When the interview started I immediately loved the pair. They were funny, they knew what they were talking about, and they were truly humble. As a clip from a wedding they had filmed played on the screen, I was hooked. The clip opened on a bright sunny day. The camera was “floating” (which, I now know is via “steadycam”) through the air, following a sidewalk. Suddenly, as the music reached a crescendo, the camera made a sweeping motion around a corner and the screen filled with the scene of an outdoor wedding. At this time, I realized that I’d been listening to the voices of the guests, and the vows. I’d seen the bride get ready. The full emotion of the groom on this, the most important day of his life to that point, was palpable. As the one minute clip faded, I released my breath. I wanted more! I immediately launched to their website. I watched every film they had on their site, and I cried at them all. It had never occurred to me what a wedding film could be! Oh, how I wish I had such a memory of my wedding day. How I would love for my children to watch and listen as I promised my life to their father. How they would laugh at the dancing, and the rain, and the blown over tents at the reception. Alas, my wedding “film” was a camera on a tripod in the balcony of the church – I don’t even know where the footage is. Watching the films on the Shade Tree blog opened my eyes to what film can do. I was determined to learn how to capture a complete memory and I registered for Cine-skool.
When I attended Cine-skool in November, it literally changed my life. It made me think about my life differently, it made me think about my business differently, and it made me think about the way I shoot differently. There is no limit to the unique creativity at my disposal with film. Film allows me to set myself apart creatively from other photographers. If you give 20 filmmakers 2 hours of coverage from a birthday party, you will get 20 completely different films. The level of individual creativity explodes. That idea is so freeing! What I wanted most, though, was to learn how to tell a story with my camera.
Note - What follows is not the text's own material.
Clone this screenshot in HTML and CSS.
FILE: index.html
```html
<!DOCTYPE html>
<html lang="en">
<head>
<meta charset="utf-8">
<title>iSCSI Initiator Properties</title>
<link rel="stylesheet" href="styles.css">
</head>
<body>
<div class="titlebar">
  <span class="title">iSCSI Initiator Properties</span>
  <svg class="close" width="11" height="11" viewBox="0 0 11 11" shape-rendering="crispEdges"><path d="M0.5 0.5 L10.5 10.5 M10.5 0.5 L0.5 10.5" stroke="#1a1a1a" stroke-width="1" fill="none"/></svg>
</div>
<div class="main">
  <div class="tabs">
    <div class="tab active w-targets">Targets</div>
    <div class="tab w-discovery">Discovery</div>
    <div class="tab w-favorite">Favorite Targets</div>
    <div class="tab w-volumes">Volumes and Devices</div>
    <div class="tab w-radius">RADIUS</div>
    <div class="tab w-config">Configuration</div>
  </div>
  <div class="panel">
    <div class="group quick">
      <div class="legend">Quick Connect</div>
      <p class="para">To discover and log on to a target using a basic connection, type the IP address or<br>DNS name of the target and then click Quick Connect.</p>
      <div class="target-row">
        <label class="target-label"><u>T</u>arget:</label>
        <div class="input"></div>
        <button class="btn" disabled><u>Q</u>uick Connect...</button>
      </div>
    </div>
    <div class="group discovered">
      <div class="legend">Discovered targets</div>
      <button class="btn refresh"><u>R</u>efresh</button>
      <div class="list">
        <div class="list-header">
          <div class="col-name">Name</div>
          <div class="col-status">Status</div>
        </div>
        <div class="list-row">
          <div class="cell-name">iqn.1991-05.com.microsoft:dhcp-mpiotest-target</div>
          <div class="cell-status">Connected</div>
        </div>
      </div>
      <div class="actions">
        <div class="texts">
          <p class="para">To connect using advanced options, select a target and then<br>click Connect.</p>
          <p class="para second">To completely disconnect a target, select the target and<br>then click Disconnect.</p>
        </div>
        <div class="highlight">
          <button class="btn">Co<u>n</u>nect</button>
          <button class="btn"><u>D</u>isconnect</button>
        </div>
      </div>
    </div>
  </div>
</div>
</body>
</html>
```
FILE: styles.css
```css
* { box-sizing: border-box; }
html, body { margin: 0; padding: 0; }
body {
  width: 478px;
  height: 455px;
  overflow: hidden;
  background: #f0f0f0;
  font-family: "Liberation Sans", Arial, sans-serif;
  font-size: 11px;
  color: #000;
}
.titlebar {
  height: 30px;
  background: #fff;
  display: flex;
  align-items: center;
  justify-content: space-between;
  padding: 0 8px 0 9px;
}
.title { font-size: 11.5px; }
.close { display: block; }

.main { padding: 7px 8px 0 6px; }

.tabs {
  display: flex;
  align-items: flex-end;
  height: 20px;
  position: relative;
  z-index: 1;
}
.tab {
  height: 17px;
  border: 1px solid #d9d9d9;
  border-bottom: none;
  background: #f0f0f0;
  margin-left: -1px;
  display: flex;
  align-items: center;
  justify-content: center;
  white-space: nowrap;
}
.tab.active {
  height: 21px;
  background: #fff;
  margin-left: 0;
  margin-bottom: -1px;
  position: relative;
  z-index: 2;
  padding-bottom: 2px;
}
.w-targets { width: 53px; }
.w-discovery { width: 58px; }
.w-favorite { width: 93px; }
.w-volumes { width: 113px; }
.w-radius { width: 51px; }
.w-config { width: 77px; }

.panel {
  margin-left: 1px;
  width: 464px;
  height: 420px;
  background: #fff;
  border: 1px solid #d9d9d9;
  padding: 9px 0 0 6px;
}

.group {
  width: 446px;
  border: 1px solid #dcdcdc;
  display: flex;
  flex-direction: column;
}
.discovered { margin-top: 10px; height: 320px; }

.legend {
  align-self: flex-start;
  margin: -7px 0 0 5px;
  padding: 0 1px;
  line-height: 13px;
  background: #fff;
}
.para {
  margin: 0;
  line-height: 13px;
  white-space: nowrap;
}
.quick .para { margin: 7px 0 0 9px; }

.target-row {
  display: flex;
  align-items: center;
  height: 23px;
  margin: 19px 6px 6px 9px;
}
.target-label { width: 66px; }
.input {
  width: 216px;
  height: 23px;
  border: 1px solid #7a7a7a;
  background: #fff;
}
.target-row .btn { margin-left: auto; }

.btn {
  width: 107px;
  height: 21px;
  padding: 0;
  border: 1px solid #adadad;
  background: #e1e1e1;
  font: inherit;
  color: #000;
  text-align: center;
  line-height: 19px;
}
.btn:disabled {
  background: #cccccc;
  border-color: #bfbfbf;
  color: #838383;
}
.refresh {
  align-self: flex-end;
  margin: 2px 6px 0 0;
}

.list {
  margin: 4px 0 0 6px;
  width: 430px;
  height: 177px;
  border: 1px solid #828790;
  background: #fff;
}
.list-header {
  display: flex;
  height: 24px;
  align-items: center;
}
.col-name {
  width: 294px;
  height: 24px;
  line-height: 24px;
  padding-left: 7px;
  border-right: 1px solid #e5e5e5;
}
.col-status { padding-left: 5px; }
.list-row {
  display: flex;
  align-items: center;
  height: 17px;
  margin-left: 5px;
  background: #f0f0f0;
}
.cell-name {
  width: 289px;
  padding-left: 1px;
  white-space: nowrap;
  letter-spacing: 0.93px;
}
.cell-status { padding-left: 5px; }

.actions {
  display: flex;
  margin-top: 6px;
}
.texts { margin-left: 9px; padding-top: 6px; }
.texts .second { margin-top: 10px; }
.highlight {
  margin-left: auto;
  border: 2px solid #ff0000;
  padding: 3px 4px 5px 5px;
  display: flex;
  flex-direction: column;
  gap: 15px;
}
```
I love photographing details. Telling a story. What an amazing experience! I love writing stories. I love reading classic novels and fairy tales to my kids. I love a good story. Can anyone honestly say that they do not love connecting with a great heroine and cheering her on as she slowly falls in love with the beast? Or, consider the poor girl who was locked in a tower because her father stole some vegetables. When we read these tales, we know how they end, but we don’t stop reading them. We are entranced every time. All people love stories. Have you ever told your children the story of their birthday? When I tell my kids their birth stories, they gather around me with eager eyes and they listen intently. I tell them of the contractions, of the pain, of the traffic, about the doctors and nurses, I tell them what time it was, I tell them what it was like when I first heard their cries. At other times, I will tell them fictional stories in which they are the main characters. Children love stories in which they are the star! When I first saw the one minute wedding clip, it didn’t make me want to start filming weddings. What I envisioned when I saw that 60 second segment was a story of a newborn, narrated by mom, with footage of the family welcoming the new baby home. The baby being rocked, onesies being folded, the toddler walking up and kissing the new babe on the forehead (okay, poking her in the eye, but do you get the idea?) Now, fast forward 25 years and envision the same film being played at that newborn’s wedding. This is so powerful! I sat through the three days of Cine-skool absorbing all I could about how to turn my films into stories. However, Cine-skool was so much information at one time – especially for a newbie like me. Topics quickly moved along, with not much time to digest. Cine-skool was concentrated film training. At the end of the three days my head was spinning and I was wishing that I had taken better notes. When I returned home, I started shooting film a little more purposefully. Everything I’d been taught in Cine-skool started to make sense, and I REALLY wished I could take a refresher. While I loved Cine-skool, my life isn’t structured so that I can be away very often, so attending the spring class was out of the question. I needed a Cine-skool correspondence class.
Because Chad and Drew can read minds, Shade Tree started offering Home-Skool classes (how fitting!). The first one, entitled “Be a Journey Guide” was last month. A full three hours on story telling! Admittedly, the process was a bit meandering-a journey, but it all made sense in the end: To tell a genuine story in your films, you need to genuinely know who you are and what your destination is. The class built on what was taught in Cine-skool. It was raw and it was real. I am currently editing my first client film, and I am at once nervous and excited! But with the tips I learned from the class, I am reinvigorated and ready to tackle the giant task. The second Home-Skool class “Branding Magic”, held this past week, was incredible -not for my filmmaking, but for my business. Krysta and Gary from B!G Deal Branding were like a punch in the face – in a good way. Sitting through that class gave me the tools to reevaluate my brand message (not just buy a new template set and add my logo). It made me think about why I’m doing what I’m doing and who I’m doing it for. I am so excited to take the next few months to build a consistent message for Rebecca Williams Photography. The next Home-Skool class, “Step-by-Step” on June 20th, is about telling a story through sequences, something that I really had a difficult time wrapping my head around in Cine-skool, but am now so ready for!
In short, Cine-skool is concentrated, you are handed a gallon of delicious sweet tea and have to drink it down in one minute. Unless you’re prepared, some of it’s going to run down your chin. In Home-skool, you have time to enjoy each sip, and anticipate the next, daintily dabbing your lips with a napkin. They are both fantastically refreshing, fun, and…rad.